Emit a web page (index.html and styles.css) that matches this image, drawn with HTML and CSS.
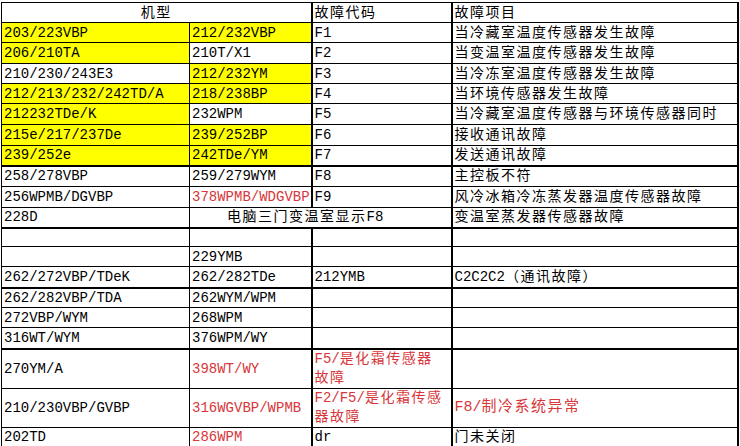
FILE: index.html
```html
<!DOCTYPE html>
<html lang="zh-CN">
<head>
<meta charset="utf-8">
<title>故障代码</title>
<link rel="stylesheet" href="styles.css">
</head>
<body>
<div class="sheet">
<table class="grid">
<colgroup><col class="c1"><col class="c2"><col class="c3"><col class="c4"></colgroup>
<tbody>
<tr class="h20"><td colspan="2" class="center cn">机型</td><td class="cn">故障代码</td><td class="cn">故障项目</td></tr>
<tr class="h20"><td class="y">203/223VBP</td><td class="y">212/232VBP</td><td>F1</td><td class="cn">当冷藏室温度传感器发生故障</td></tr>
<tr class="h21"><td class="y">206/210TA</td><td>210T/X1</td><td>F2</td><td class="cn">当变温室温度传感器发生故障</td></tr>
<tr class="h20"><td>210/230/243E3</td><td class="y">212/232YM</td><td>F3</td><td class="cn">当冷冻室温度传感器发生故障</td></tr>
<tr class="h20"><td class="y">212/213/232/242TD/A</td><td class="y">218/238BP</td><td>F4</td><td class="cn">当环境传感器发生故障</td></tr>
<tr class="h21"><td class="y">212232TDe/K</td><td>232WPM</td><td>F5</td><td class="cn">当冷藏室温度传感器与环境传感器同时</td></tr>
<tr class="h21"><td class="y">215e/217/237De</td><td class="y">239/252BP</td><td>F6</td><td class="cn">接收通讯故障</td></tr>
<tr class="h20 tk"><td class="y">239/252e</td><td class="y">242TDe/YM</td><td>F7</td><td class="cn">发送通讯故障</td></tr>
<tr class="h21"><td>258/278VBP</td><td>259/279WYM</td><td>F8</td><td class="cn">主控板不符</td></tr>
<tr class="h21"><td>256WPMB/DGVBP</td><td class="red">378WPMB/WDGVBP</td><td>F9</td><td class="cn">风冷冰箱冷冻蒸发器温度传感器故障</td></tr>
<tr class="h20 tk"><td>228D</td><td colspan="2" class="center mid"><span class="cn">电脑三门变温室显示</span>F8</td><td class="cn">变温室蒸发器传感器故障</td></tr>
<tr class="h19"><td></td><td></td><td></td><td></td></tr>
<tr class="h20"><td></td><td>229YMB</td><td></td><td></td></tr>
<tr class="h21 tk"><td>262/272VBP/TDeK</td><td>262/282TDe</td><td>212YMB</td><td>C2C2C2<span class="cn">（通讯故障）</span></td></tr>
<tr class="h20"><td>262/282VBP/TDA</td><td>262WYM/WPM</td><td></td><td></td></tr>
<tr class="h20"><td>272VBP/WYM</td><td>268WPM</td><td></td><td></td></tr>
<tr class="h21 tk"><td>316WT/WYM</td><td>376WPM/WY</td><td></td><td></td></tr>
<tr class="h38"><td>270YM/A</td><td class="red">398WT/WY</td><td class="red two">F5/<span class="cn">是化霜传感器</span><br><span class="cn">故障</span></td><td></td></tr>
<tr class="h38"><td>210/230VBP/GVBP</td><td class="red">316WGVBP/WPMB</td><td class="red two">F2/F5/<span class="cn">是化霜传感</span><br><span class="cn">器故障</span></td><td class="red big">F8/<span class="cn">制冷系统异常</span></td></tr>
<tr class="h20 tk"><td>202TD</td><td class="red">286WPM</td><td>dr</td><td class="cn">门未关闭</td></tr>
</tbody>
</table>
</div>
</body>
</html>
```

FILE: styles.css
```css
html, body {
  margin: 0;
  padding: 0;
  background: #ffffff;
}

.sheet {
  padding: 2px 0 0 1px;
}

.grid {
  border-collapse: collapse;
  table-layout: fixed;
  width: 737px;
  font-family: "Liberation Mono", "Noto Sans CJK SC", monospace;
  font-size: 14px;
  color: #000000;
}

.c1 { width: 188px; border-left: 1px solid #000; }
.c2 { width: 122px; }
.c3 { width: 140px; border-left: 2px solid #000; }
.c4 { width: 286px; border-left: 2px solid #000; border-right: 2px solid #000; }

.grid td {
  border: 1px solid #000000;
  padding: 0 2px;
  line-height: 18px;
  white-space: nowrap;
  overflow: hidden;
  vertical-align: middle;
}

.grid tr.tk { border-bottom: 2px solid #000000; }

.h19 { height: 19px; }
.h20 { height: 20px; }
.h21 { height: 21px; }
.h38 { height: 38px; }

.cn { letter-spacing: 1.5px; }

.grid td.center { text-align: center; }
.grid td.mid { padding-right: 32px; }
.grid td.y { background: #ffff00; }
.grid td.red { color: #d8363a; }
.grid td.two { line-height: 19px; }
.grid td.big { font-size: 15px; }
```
----
Copy out each line word for word, please, skipping the images.

Emit a web page (index.html and styles.css) that matches this image, drawn with HTML and CSS.
FILE: index.html
```html
<!DOCTYPE html>
<html lang="zh-CN">
<head>
<meta charset="utf-8">
<title>故障代码</title>
<link rel="stylesheet" href="styles.css">
</head>
<body>
<div class="sheet">
<table class="grid">
<colgroup><col class="c1"><col class="c2"><col class="c3"><col class="c4"></colgroup>
<tbody>
<tr class="h20"><td colspan="2" class="center cn">机型</td><td class="cn">故障代码</td><td class="cn">故障项目</td></tr>
<tr class="h20"><td class="y">203/223VBP</td><td class="y">212/232VBP</td><td>F1</td><td class="cn">当冷藏室温度传感器发生故障</td></tr>
<tr class="h21"><td class="y">206/210TA</td><td>210T/X1</td><td>F2</td><td class="cn">当变温室温度传感器发生故障</td></tr>
<tr class="h20"><td>210/230/243E3</td><td class="y">212/232YM</td><td>F3</td><td class="cn">当冷冻室温度传感器发生故障</td></tr>
<tr class="h20"><td class="y">212/213/232/242TD/A</td><td class="y">218/238BP</td><td>F4</td><td class="cn">当环境传感器发生故障</td></tr>
<tr class="h21"><td class="y">212232TDe/K</td><td>232WPM</td><td>F5</td><td class="cn">当冷藏室温度传感器与环境传感器同时</td></tr>
<tr class="h21"><td class="y">215e/217/237De</td><td class="y">239/252BP</td><td>F6</td><td class="cn">接收通讯故障</td></tr>
<tr class="h20 tk"><td class="y">239/252e</td><td class="y">242TDe/YM</td><td>F7</td><td class="cn">发送通讯故障</td></tr>
<tr class="h21"><td>258/278VBP</td><td>259/279WYM</td><td>F8</td><td class="cn">主控板不符</td></tr>
<tr class="h21"><td>256WPMB/DGVBP</td><td class="red">378WPMB/WDGVBP</td><td>F9</td><td class="cn">风冷冰箱冷冻蒸发器温度传感器故障</td></tr>
<tr class="h20 tk"><td>228D</td><td colspan="2" class="center mid"><span class="cn">电脑三门变温室显示</span>F8</td><td class="cn">变温室蒸发器传感器故障</td></tr>
<tr class="h19"><td></td><td></td><td></td><td></td></tr>
<tr class="h20"><td></td><td>229YMB</td><td></td><td></td></tr>
<tr class="h21 tk"><td>262/272VBP/TDeK</td><td>262/282TDe</td><td>212YMB</td><td>C2C2C2<span class="cn">（通讯故障）</span></td></tr>
<tr class="h20"><td>262/282VBP/TDA</td><td>262WYM/WPM</td><td></td><td></td></tr>
<tr class="h20"><td>272VBP/WYM</td><td>268WPM</td><td></td><td></td></tr>
<tr class="h21 tk"><td>316WT/WYM</td><td>376WPM/WY</td><td></td><td></td></tr>
<tr class="h38"><td>270YM/A</td><td class="red">398WT/WY</td><td class="red two">F5/<span class="cn">是化霜传感器</span><br><span class="cn">故障</span></td><td></td></tr>
<tr class="h38"><td>210/230VBP/GVBP</td><td class="red">316WGVBP/WPMB</td><td class="red two">F2/F5/<span class="cn">是化霜传感</span><br><span class="cn">器故障</span></td><td class="red big">F8/<span class="cn">制冷系统异常</span></td></tr>
<tr class="h20 tk"><td>202TD</td><td class="red">286WPM</td><td>dr</td><td class="cn">门未关闭</td></tr>
</tbody>
</table>
</div>
</body>
</html>
```

FILE: styles.css
```css
html, body {
  margin: 0;
  padding: 0;
  background: #ffffff;
}

.sheet {
  padding: 2px 0 0 1px;
}

.grid {
  border-collapse: collapse;
  table-layout: fixed;
  width: 737px;
  font-family: "Liberation Mono", "Noto Sans CJK SC", monospace;
  font-size: 14px;
  color: #000000;
}

.c1 { width: 188px; border-left: 1px solid #000; }
.c2 { width: 122px; }
.c3 { width: 140px; border-left: 2px solid #000; }
.c4 { width: 286px; border-left: 2px solid #000; border-right: 2px solid #000; }

.grid td {
  border: 1px solid #000000;
  padding: 0 2px;
  line-height: 18px;
  white-space: nowrap;
  overflow: hidden;
  vertical-align: middle;
}

.grid tr.tk { border-bottom: 2px solid #000000; }

.h19 { height: 19px; }
.h20 { height: 20px; }
.h21 { height: 21px; }
.h38 { height: 38px; }

.cn { letter-spacing: 1.5px; }

.grid td.center { text-align: center; }
.grid td.mid { padding-right: 32px; }
.grid td.y { background: #ffff00; }
.grid td.red { color: #d8363a; }
.grid td.two { line-height: 19px; }
.grid td.big { font-size: 15px; }
```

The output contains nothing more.